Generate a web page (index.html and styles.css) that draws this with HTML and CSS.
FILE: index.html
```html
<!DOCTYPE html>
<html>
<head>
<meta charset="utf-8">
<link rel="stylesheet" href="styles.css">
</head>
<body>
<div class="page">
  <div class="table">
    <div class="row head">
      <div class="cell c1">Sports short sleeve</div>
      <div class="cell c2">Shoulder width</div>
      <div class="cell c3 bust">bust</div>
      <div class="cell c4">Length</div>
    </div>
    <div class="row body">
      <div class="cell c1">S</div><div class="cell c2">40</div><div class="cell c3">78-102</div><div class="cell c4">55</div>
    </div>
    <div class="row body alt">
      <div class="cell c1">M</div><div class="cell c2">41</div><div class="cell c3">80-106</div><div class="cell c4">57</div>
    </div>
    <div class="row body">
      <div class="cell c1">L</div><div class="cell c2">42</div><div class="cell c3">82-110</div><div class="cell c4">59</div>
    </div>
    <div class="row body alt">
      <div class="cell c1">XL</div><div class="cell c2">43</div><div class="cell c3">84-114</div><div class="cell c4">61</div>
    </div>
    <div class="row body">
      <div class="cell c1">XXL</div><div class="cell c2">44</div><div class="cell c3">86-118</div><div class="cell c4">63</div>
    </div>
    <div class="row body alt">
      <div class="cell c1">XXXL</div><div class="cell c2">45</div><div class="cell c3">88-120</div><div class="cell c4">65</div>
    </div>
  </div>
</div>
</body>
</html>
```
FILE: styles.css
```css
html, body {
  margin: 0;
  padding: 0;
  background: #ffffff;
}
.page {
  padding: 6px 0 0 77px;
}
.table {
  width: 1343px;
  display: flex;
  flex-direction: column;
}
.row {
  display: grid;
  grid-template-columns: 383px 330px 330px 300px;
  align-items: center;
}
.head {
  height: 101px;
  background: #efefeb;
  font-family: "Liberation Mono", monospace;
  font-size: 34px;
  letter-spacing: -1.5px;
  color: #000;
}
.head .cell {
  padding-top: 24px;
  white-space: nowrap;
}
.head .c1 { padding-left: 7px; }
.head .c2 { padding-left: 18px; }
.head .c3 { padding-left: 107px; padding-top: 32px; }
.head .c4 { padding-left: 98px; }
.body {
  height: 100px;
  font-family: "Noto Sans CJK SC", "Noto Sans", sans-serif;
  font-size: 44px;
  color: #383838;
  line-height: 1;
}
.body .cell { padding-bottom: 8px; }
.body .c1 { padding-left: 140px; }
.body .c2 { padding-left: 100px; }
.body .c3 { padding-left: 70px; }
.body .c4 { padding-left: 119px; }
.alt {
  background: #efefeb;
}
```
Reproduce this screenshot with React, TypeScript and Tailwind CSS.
============================================================
| The exercise |
What is the number of lines above that contain the string "index"? Answer with the number alone.

| Output for this task |
2